Чубайс взял на себя политическую часть проекта, как бы политически его прикрывал. Уговорил Путина. Но явно ошиблись в менеджменте. Сразу же пошли внутренние конфликты, расходы поехали так, что ни один бизнес-план не сходится. Да и содержательно не очень получалось. Второй слой проблем лежал в межолигархических отношениях. Двое, самых догадливых, наверное, скоро вышли из проекта — Бендукидзе и Зимин. Оставшиеся разбились на две группы, каждая из которых стала пытаться консолидировать доли на своей стороне. Одна группа — Олег Киселев, Игорь Линшиц, Чубайс. Другая — Роман Абрамович, Александр Мамут, Олег Дерипаска. В итоге получилось два пакета, 50 на 50 ровно. Ни туда ни сюда. И третий слой — это Путин, с которым именно Чубайс договаривался, и он явно был не в восторге от того, что видел на экране. Но он и не думал говорить: “Давай лавочку закрывай!” Он, наверное, понимал, что развалится само. Видно же было, как Чубайс с Дерипаской бодается. Там был момент, когда вроде уже договорились обо всем, нашли приемлемое решение, но в последнюю минуту Дерипаска заявил, что его не устраивает конфигурация, о которой вроде уже окончательно договорились и она была с ним же и согласована.

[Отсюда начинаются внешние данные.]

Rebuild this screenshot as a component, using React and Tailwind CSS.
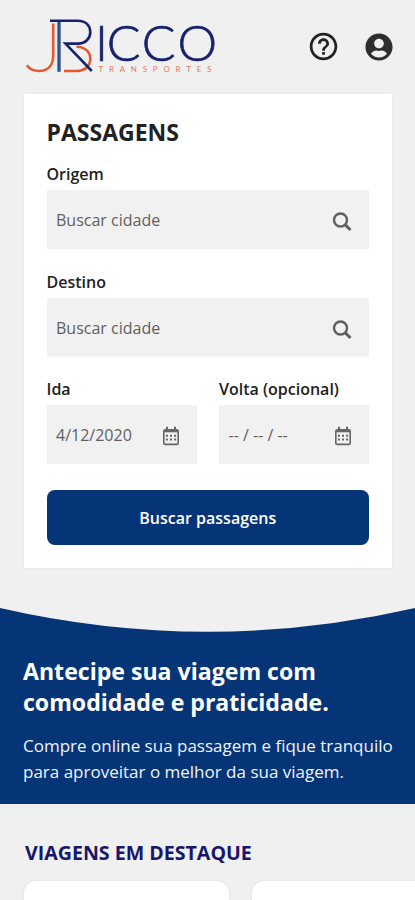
import React from "react";
import { FaUserCircle } from "react-icons/fa";
import { MdHelpOutline } from "react-icons/md";

function Logo() {
  return (
    <svg
      width="196"
      height="60"
      viewBox="24 16 196 60"
      fill="none"
      role="img"
      className="overflow-visible"
    >
      <g strokeWidth="2.6">
        <path d="M26.8 65.3C30 69.5 35 71.2 40 71C48.5 70.6 53.2 64.5 53.2 55.5V23.5" stroke="#e35a2c" />
        <path d="M76.5 46.8C85 47 90.3 52 90.3 58.5C90.3 66 85 71 77 71H64" stroke="#e35a2c" />
        <path d="M59 21V71.8" stroke="#2f5590" strokeWidth="3.4" />
        <path
          d="M50 20.7H78C85.5 20.7 90.3 25.5 90.3 32C90.3 38.5 85.5 43.6 78 43.6H65.5L91.8 71"
          stroke="#17226f"
        />
      </g>
      <text
        x="94.9 106.8 141.8 177.5"
        y="61.3"
        fontSize="50"
        fill="#17226f"
        stroke="#17226f"
        strokeWidth="0.7"
        className="font-['Lato'] font-light"
      >
        ICCO
      </text>
      <text
        x="98.4"
        y="72.4"
        fontSize="8"
        fill="#e8795a"
        textLength="113"
        className="font-['Lato']"
      >
        TRANSPORTES
      </text>
    </svg>
  );
}

function SearchIcon() {
  return (
    <svg width="20" height="20" viewBox="0 0 20 20" fill="none" stroke="#5f5f5f" className="mt-1">
      <circle cx="8.5" cy="8" r="6.5" strokeWidth="2.4" />
      <path d="M13.1 12.6L18.5 18" strokeWidth="2.9" />
    </svg>
  );
}

function CalendarIcon() {
  return (
    <svg width="18" height="20" viewBox="0 0 18 20" fill="none" stroke="#666666" className="mt-0.5">
      <rect x="1.8" y="3.8" width="14.4" height="14.6" rx="1.5" strokeWidth="1.6" />
      <path d="M2 5H16" strokeWidth="2.6" />
      <path d="M5 0.8V4M13 0.8V4" strokeWidth="2" />
      <path d="M3.9 9.8H14.1M3.9 13.5H14.1" strokeWidth="2" strokeDasharray="2 2.1" />
    </svg>
  );
}

function Field({ label, value, icon }) {
  return (
    <div className="flex-1">
      <div className="h-6 text-[16px] leading-6 font-semibold text-[#222222]">
        {label}
      </div>
      <div className="mt-1 flex h-[59px] items-center justify-between bg-[#f1f1f1] pr-[17px] pl-[9.5px] text-[16px] text-[#5f5f5f]">
        <span>{value}</span>
        {icon}
      </div>
    </div>
  );
}

export default function App() {
  return (
    <div className="h-[900px] w-full overflow-hidden bg-[#f0f0f0] font-['Open_Sans',sans-serif]">
      <header className="flex h-[94px] items-start justify-between pt-4 pr-[22.5px] pl-6">
        <Logo />
        <div className="flex items-center gap-[25px] pt-[14px]">
          <MdHelpOutline size={33} className="text-[#222222]" />
          <FaUserCircle size={28} className="text-[#2e2e2e]" />
        </div>
      </header>

      <section className="mr-[23px] ml-[23.5px] h-[474px] bg-white pt-[22px] pr-[23px] pl-[23px] shadow-[0_0_2px_1px_#e9e9e9]">
        <h1 className="text-[23px] leading-8 font-bold text-[#222222]">PASSAGENS</h1>
        <div className="mt-[14px] flex">
          <Field label="Origem" value="Buscar cidade" icon={<SearchIcon />} />
        </div>
        <div className="mt-[21px] flex">
          <Field label="Destino" value="Buscar cidade" icon={<SearchIcon />} />
        </div>
        <div className="mt-5 flex gap-[22.5px]">
          <Field label="Ida" value="4/12/2020" icon={<CalendarIcon />} />
          <Field label="Volta (opcional)" value="-- / -- / --" icon={<CalendarIcon />} />
        </div>
        <button className="mt-[26px] h-[55px] w-full rounded-lg bg-[#063577] text-[16px] font-semibold text-white">
          Buscar passagens
        </button>
      </section>

      <section className="mt-[39px] h-[197px] bg-[#063577] text-white">
        <svg className="block w-full" height="26" viewBox="0 0 415 26" preserveAspectRatio="none">
          <path d="M0 0V1Q207.5 48.5 415 1V0Z" fill="#f0f0f0" />
        </svg>
        <div className="pt-[23px] pl-[23px]">
          <h2 className="text-[23.1px] leading-[31px] font-bold whitespace-nowrap">
            Antecipe sua viagem com
            <br />
            comodidade e praticidade.
          </h2>
          <p className="mt-[15px] text-[17px] leading-[26px] whitespace-nowrap text-[#f0f3fa]">
            Compre online sua passagem e fique tranquilo
            <br />
            para aproveitar o melhor da sua viagem.
          </p>
        </div>
      </section>

      <section className="pt-[34px] pl-6">
        <h3 className="pl-px text-[19.6px] leading-[30px] font-bold text-[#17176b]">
          VIAGENS EM DESTAQUE
        </h3>
        <div className="mt-[13px] flex gap-[23px]">
          <div className="h-40 w-[205px] shrink-0 rounded-xl bg-white shadow-[0_0_3px_#d9d9d9]" />
          <div className="h-40 w-[205px] shrink-0 rounded-xl bg-white shadow-[0_0_3px_#d9d9d9]" />
        </div>
      </section>
    </div>
  );
}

— Мне бы, глупому, в этот момент все продать, хоть какие-то деньги свои отбить, — говорит Чубайс. — Но было неудобно. Там же журналистский коллектив был мне не чужой. Он Дерипаске чужой был, а мне — нет. А в телекомпании уже долги катастрофические, невыплаты зарплаты. Брать новый кредит совсем плохо, потому что точно уже не отбить. В итоге — банкротство. С жуткой обидой журналистов на меня из-за невыплаченной зарплаты. И обида до сих пор не рассосалась. И никого не волнует, что не из чего было платить, что я потерял свои деньги, которые мог использовать с большей пользой для себя. Мне Виктор Шендерович написал душераздирающее письмо в блестящем стиле, как он умеет: мол, руки вам не подам, пока не рассчитаетесь в сумме такой-то и такой-то. От души, в общем. А по бизнесу в компании такие дела, что в любой момент могут прийти за менеджментом. Гендиректором, напомню, был Евгений Киселев. Вот мне еще ко всем грехам не хватало Киселева под уголовку подвести. Я ему так и не рассказал, что постоянно жил с той мыслью, что завтра его могут повязать. Работал над тем, чтобы как-то политически его прикрыть. А параллельно пытался решить вопрос с долгами по зарплате. Не смог собрать денег. Просто не смог.

— А с газетой имени водки, со “Столичной”, что случилось?

— А это уже совсем печальная история, — еще больше грустнеет Чубайс. — Просто болезненная. Пришел ко мне Леня Милославский с идеей такой особой городской газеты. И я загорелся этим делом. Нашел им инвесторов. Там уже не только денег РАО, но и моих тоже не было ни копейки. Меня что еще подкупило? Подключился Миша Абызов. Он тоже загорелся, обошел друзей, и собрали необходимые инвестиции. Сразу грандиозная рекламная кампания на весь город. Куда все там движется, Абызов мне с энтузиазмом рассказывает, что там и как, как будут сети распространения строить, как реклама пойдет, как то, как это. Потом как-то вроде меньше стал рассказывать. Мне бы насторожиться. Но нет, я особого внимания не обратил. Потом как-то на бегу, между делом, он мне говорит, что выходит из проекта. У нас еще какой-то аврал тогда был, и я не очень зафиксировался на этой информации.

И, вынырнув из этих авралов месяца через три, Чубайс с ужасом обнаруживает, что там долгов уже накопилось немало, кто и как их будет погашать, непонятно в принципе. И главная идея менеджмента проекта состояла в том, что вот надо еще столько-то миллионов добавить, и тогда все развернется со страшной силой.

Что в итоге делать? Закрывать. Милославский, потерявший свои деньги и вложивший в это дело душу, долго потом из этой истории выбирался.

— Печальная история, — в который раз за время разговора о своем соприкосновении с медиабизнесом повторяет Чубайс.

Нет, “1991” для Чубайса груз. Тяжелый, приятный, важный, нужный, обязывающий, дающий возможность, закрывающий возможность — всякий, но груз. Груз “1991”. Но при этом никому и в голову не могло прийти, что этот груз окажется с добавлением свинца и взрывчатки.